A community-driven resource for genomic epidemiology and antimicrobial resistance prediction of Neisseria gonorrhoeae at Pathogenwatch

Genome Med. 2021 Apr 19;13(1):61. doi: 10.1186/s13073-021-00858-2.

Abstract

Background: Antimicrobial-resistant (AMR) Neisseria gonorrhoeae is an urgent threat to public health, as strains resistant to at least one of the two last-line antibiotics used in empiric therapy of gonorrhoea, ceftriaxone and azithromycin, have spread internationally. Whole genome sequencing (WGS) data can be used to identify new AMR clones and transmission networks and inform the development of point-of-care tests for antimicrobial susceptibility, novel antimicrobials and vaccines. Community-driven tools that provide an easy access to and analysis of genomic and epidemiological data is the way forward for public health surveillance.

Methods: Here we present a public health-focussed scheme for genomic epidemiology of N. gonorrhoeae at Pathogenwatch ( https://pathogen.watch/ngonorrhoeae ). An international advisory group of experts in epidemiology, public health, genetics and genomics of N. gonorrhoeae was convened to inform on the utility of current and future analytics in the platform. We implement backwards compatibility with MLST, NG-MAST and NG-STAR typing schemes as well as an exhaustive library of genetic AMR determinants linked to a genotypic prediction of resistance to eight antibiotics.

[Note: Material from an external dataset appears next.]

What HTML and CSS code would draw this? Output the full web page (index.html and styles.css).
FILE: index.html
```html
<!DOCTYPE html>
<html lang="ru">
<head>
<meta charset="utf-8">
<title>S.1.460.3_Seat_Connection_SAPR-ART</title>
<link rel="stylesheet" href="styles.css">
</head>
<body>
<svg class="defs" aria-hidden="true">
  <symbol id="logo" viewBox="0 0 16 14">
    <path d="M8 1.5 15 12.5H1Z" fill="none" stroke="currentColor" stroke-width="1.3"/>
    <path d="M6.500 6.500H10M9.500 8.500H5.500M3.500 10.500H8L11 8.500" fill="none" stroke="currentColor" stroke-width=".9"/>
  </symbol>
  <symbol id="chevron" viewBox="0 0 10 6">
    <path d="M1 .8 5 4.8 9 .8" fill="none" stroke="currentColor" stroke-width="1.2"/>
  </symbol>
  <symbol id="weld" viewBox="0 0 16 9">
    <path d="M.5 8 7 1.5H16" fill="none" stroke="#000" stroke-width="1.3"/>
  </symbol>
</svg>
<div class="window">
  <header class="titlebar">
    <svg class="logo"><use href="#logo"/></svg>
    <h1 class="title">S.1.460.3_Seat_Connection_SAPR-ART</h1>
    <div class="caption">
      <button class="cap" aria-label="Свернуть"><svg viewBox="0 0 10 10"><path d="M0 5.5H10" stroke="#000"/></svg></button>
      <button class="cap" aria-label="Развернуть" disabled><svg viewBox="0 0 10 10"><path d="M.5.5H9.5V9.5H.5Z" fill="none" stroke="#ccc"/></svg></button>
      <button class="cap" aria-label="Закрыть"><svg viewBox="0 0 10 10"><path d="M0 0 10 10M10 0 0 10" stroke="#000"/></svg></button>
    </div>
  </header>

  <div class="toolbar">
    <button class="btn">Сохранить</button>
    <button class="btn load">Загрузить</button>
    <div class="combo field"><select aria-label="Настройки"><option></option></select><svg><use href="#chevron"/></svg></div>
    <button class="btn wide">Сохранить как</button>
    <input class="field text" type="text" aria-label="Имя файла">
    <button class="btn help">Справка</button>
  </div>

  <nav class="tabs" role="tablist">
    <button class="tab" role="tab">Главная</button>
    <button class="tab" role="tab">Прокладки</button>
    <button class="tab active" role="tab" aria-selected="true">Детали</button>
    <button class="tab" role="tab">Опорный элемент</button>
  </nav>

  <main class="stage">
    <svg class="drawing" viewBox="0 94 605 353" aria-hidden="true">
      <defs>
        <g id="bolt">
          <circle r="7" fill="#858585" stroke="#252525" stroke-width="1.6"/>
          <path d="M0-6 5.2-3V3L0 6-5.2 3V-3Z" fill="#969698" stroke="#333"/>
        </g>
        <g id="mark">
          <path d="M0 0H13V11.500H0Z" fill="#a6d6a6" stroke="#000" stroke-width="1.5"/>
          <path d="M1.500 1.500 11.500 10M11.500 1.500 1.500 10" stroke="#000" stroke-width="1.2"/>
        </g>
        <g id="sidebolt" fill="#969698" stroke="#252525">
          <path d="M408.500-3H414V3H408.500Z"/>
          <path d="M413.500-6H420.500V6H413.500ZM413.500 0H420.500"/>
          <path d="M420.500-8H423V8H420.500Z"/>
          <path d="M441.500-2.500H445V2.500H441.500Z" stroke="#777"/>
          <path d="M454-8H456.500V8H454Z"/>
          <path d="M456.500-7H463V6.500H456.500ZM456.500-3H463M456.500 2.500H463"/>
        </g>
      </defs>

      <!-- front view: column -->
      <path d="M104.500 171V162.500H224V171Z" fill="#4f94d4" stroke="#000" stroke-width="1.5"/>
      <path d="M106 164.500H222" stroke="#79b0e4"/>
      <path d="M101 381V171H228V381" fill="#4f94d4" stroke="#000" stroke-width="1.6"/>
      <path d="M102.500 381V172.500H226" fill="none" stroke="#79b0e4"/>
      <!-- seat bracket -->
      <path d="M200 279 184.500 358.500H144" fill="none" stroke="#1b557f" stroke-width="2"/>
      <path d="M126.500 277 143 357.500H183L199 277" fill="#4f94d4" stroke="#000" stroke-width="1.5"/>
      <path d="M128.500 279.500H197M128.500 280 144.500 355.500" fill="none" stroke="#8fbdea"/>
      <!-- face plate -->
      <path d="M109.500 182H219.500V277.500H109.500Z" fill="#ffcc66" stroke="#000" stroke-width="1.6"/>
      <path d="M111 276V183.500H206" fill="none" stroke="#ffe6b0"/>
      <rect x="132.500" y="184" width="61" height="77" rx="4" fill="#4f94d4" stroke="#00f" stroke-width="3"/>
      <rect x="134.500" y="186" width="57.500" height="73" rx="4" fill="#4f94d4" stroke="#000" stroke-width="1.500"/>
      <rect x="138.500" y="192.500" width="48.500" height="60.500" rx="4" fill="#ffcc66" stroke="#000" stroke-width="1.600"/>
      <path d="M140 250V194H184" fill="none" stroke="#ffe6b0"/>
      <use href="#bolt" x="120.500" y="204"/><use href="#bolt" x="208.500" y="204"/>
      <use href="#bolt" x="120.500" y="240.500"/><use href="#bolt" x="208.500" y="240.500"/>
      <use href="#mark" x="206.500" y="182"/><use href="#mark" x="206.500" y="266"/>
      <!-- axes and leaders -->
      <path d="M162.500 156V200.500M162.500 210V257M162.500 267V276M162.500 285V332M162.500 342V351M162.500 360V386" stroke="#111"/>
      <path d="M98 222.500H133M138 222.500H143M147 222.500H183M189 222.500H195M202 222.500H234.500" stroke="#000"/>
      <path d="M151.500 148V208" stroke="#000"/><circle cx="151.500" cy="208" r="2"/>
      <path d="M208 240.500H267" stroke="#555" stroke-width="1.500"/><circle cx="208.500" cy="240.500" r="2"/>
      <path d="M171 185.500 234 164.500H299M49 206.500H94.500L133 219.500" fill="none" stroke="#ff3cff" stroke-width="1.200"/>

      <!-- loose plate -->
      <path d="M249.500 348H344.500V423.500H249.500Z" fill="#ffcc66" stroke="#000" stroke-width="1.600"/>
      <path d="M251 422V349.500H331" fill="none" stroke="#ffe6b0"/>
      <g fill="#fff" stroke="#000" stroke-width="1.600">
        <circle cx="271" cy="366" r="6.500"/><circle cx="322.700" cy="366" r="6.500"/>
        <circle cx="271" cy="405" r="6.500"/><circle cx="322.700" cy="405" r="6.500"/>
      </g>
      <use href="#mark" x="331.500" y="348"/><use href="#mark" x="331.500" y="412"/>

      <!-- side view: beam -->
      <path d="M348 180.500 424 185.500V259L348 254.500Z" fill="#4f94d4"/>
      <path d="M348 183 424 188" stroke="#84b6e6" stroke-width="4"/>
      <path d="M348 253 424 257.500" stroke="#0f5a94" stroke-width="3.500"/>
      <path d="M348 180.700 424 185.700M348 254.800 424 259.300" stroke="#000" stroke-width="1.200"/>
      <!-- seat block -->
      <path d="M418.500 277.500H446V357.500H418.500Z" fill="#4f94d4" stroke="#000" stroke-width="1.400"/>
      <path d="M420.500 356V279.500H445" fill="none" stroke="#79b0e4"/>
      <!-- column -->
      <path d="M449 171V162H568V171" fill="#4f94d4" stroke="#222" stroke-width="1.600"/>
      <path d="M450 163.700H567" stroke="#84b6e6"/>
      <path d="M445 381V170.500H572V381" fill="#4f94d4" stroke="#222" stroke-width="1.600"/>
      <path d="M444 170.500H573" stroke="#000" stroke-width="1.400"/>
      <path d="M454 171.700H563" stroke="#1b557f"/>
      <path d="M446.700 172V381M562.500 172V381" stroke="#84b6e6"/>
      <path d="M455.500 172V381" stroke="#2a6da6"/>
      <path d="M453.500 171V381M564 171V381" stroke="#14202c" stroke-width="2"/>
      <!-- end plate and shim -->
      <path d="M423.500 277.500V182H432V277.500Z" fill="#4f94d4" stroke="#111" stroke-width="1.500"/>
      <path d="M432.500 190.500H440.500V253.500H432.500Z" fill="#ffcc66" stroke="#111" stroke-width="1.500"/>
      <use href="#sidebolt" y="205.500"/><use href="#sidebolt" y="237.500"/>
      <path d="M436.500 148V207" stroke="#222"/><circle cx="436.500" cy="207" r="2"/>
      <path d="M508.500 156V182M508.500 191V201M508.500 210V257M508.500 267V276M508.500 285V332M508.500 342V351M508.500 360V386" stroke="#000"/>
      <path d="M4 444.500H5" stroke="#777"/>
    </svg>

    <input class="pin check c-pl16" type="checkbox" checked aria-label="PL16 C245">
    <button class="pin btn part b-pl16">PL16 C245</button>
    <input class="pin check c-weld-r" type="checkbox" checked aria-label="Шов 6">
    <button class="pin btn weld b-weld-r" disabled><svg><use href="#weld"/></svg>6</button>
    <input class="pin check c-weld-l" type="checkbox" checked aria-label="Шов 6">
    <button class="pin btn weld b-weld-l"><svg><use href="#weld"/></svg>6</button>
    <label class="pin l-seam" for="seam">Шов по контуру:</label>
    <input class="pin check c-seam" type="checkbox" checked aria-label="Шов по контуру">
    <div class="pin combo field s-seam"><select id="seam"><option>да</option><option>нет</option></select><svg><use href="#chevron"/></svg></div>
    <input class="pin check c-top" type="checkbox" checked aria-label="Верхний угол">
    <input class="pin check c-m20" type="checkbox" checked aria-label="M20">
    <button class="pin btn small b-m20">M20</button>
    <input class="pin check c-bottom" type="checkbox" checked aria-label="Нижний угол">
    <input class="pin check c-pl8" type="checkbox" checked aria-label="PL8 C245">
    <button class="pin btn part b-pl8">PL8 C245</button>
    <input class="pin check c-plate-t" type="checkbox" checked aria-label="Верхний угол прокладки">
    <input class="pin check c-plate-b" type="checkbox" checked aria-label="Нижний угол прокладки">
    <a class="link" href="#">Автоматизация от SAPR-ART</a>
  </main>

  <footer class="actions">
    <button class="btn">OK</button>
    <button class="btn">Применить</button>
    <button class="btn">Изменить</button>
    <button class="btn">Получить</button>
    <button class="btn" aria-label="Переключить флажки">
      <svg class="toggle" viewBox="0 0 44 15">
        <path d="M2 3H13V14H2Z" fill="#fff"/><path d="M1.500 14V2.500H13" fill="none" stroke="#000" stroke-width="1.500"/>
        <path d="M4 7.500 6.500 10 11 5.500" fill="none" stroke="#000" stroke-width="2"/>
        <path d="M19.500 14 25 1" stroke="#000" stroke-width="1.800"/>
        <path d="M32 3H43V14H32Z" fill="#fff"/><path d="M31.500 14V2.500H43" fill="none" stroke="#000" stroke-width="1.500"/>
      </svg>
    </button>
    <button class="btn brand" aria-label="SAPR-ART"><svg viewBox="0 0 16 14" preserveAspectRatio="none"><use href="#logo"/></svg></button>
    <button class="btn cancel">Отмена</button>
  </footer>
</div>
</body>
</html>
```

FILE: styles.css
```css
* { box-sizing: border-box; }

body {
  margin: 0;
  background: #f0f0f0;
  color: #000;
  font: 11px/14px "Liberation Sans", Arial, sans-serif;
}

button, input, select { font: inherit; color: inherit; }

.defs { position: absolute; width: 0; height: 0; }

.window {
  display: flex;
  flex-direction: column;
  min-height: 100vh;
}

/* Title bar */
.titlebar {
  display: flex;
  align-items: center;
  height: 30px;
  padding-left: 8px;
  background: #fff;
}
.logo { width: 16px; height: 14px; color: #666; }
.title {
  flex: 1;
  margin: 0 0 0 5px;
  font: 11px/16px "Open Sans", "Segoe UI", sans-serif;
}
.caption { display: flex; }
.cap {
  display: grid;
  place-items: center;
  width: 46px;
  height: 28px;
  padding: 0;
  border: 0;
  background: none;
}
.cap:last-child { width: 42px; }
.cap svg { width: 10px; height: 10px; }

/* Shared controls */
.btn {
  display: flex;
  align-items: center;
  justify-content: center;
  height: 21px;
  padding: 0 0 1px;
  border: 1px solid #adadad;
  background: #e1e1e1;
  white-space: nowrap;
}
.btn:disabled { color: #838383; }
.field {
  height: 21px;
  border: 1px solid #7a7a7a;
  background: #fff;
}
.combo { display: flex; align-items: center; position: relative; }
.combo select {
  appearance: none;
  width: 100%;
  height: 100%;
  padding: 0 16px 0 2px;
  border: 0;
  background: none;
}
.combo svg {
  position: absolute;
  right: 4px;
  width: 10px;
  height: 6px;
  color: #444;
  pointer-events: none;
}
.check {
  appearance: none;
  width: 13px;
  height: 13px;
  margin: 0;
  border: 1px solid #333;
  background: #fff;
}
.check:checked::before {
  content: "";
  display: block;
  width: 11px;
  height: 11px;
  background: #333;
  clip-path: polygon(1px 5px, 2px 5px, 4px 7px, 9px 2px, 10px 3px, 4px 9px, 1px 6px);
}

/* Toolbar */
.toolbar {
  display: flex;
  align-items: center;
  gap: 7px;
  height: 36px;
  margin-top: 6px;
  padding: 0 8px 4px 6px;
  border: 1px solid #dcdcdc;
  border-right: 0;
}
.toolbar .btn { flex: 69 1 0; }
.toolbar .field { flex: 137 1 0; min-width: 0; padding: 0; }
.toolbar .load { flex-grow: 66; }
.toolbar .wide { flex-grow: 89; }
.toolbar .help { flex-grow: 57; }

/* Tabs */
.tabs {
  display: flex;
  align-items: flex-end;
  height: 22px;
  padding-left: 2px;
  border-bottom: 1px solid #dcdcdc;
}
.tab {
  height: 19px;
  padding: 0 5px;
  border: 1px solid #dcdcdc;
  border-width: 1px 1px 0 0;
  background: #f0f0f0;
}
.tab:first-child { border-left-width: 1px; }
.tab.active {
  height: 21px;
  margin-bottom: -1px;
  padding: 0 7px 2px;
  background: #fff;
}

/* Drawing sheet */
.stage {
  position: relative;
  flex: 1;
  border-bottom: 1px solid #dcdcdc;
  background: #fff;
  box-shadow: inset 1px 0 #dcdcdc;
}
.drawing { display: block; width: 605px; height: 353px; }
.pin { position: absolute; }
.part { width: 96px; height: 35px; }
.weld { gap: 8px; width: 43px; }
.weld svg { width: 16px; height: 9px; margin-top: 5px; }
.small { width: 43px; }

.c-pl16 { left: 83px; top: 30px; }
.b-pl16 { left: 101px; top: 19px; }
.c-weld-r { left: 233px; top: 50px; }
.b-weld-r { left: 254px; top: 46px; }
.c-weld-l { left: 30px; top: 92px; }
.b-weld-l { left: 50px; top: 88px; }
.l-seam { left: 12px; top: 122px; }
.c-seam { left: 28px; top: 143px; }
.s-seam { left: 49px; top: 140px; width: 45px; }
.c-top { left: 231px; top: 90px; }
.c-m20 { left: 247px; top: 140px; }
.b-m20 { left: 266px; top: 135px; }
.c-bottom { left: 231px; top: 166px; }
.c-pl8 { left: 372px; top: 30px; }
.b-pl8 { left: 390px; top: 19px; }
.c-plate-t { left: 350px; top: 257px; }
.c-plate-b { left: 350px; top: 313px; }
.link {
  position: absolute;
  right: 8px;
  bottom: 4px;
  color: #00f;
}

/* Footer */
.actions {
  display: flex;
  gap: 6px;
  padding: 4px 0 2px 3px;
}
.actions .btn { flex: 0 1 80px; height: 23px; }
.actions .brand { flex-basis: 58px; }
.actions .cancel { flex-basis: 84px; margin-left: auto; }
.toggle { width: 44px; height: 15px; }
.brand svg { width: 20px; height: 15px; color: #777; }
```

A collection of over 12,000 N. gonorrhoeae genome sequences from public archives has been quality-checked, assembled and made public together with available metadata for contextualization.

Results: AMR prediction from genome data revealed specificity values over 99% for azithromycin, ciprofloxacin and ceftriaxone and sensitivity values around 99% for benzylpenicillin and tetracycline. A case study using the Pathogenwatch collection of N. gonorrhoeae public genomes showed the global expansion of an azithromycin-resistant lineage carrying a mosaic mtr over at least the last 10 years, emphasising the power of Pathogenwatch to explore and evaluate genomic epidemiology questions of public health concern.

Conclusions: The N. gonorrhoeae scheme in Pathogenwatch provides customised bioinformatic pipelines guided by expert opinion that can be adapted to public health agencies and departments with little expertise in bioinformatics and lower-resourced settings with internet connection but limited computational infrastructure. The advisory group will assess and identify ongoing public health needs in the field of gonorrhoea, particularly regarding gonococcal AMR, in order to further enhance utility with modified or new analytic methods.

Keywords: Antimicrobial resistance; Epidemiology; Genomics; Neisseria gonorrhoeae; Pathogenwatch; Public health; Surveillance.